AIM ->
Print, word for word, every line from the beginning of the listing up to and including the line with "left-[3px] top-[57px] w-[427px]". Pictures are to be excluded.

DATA SECTION ->

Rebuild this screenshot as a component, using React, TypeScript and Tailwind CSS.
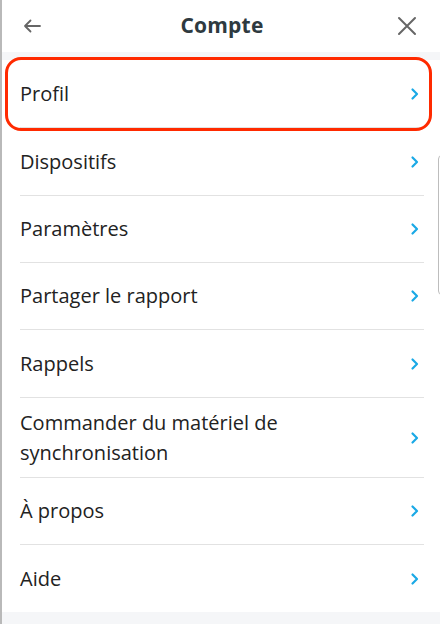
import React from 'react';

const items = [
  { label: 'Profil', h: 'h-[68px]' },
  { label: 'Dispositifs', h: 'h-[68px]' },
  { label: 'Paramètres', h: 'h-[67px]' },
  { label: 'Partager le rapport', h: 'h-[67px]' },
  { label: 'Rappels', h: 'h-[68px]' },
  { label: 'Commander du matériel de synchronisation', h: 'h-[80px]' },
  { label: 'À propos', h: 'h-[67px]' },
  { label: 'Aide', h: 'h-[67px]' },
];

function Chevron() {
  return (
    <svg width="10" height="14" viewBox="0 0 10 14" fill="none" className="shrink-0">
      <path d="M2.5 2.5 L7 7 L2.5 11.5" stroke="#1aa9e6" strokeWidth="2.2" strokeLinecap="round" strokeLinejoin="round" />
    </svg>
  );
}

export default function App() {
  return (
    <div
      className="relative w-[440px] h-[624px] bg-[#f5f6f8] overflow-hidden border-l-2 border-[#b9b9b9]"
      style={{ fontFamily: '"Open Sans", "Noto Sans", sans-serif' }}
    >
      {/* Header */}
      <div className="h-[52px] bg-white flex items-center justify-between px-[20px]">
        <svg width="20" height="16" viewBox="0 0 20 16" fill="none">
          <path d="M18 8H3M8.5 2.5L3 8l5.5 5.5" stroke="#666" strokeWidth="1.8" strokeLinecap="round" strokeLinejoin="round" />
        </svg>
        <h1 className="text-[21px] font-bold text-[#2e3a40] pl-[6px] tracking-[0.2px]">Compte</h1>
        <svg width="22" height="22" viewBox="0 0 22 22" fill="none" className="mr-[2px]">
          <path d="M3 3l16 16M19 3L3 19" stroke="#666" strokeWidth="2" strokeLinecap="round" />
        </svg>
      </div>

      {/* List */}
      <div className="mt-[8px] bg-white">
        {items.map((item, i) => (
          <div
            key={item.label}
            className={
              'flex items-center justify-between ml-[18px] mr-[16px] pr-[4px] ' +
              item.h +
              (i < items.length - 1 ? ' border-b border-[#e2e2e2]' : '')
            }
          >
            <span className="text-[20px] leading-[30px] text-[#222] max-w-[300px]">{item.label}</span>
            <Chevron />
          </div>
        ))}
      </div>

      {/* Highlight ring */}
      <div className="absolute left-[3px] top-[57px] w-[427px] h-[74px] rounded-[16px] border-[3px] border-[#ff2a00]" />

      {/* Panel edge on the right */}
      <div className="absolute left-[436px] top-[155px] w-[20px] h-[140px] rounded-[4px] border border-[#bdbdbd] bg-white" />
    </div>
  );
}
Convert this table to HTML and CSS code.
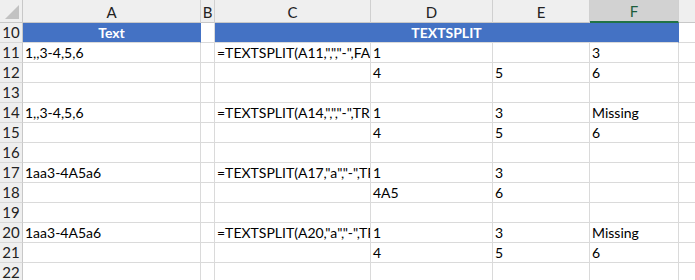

THE OUTPUT ->
Rebuild this screenshot as a component, using React, TypeScript and Tailwind CSS.
import React from 'react';

const items = [
  { label: 'Profil', h: 'h-[68px]' },
  { label: 'Dispositifs', h: 'h-[68px]' },
  { label: 'Paramètres', h: 'h-[67px]' },
  { label: 'Partager le rapport', h: 'h-[67px]' },
  { label: 'Rappels', h: 'h-[68px]' },
  { label: 'Commander du matériel de synchronisation', h: 'h-[80px]' },
  { label: 'À propos', h: 'h-[67px]' },
  { label: 'Aide', h: 'h-[67px]' },
];

function Chevron() {
  return (
    <svg width="10" height="14" viewBox="0 0 10 14" fill="none" className="shrink-0">
      <path d="M2.5 2.5 L7 7 L2.5 11.5" stroke="#1aa9e6" strokeWidth="2.2" strokeLinecap="round" strokeLinejoin="round" />
    </svg>
  );
}

export default function App() {
  return (
    <div
      className="relative w-[440px] h-[624px] bg-[#f5f6f8] overflow-hidden border-l-2 border-[#b9b9b9]"
      style={{ fontFamily: '"Open Sans", "Noto Sans", sans-serif' }}
    >
      {/* Header */}
      <div className="h-[52px] bg-white flex items-center justify-between px-[20px]">
        <svg width="20" height="16" viewBox="0 0 20 16" fill="none">
          <path d="M18 8H3M8.5 2.5L3 8l5.5 5.5" stroke="#666" strokeWidth="1.8" strokeLinecap="round" strokeLinejoin="round" />
        </svg>
        <h1 className="text-[21px] font-bold text-[#2e3a40] pl-[6px] tracking-[0.2px]">Compte</h1>
        <svg width="22" height="22" viewBox="0 0 22 22" fill="none" className="mr-[2px]">
          <path d="M3 3l16 16M19 3L3 19" stroke="#666" strokeWidth="2" strokeLinecap="round" />
        </svg>
      </div>

      {/* List */}
      <div className="mt-[8px] bg-white">
        {items.map((item, i) => (
          <div
            key={item.label}
            className={
              'flex items-center justify-between ml-[18px] mr-[16px] pr-[4px] ' +
              item.h +
              (i < items.length - 1 ? ' border-b border-[#e2e2e2]' : '')
            }
          >
            <span className="text-[20px] leading-[30px] text-[#222] max-w-[300px]">{item.label}</span>
            <Chevron />
          </div>
        ))}
      </div>

      {/* Highlight ring */}
      <div className="absolute left-[3px] top-[57px] w-[427px] h-[74px] rounded-[16px] border-[3px] border-[#ff2a00]" />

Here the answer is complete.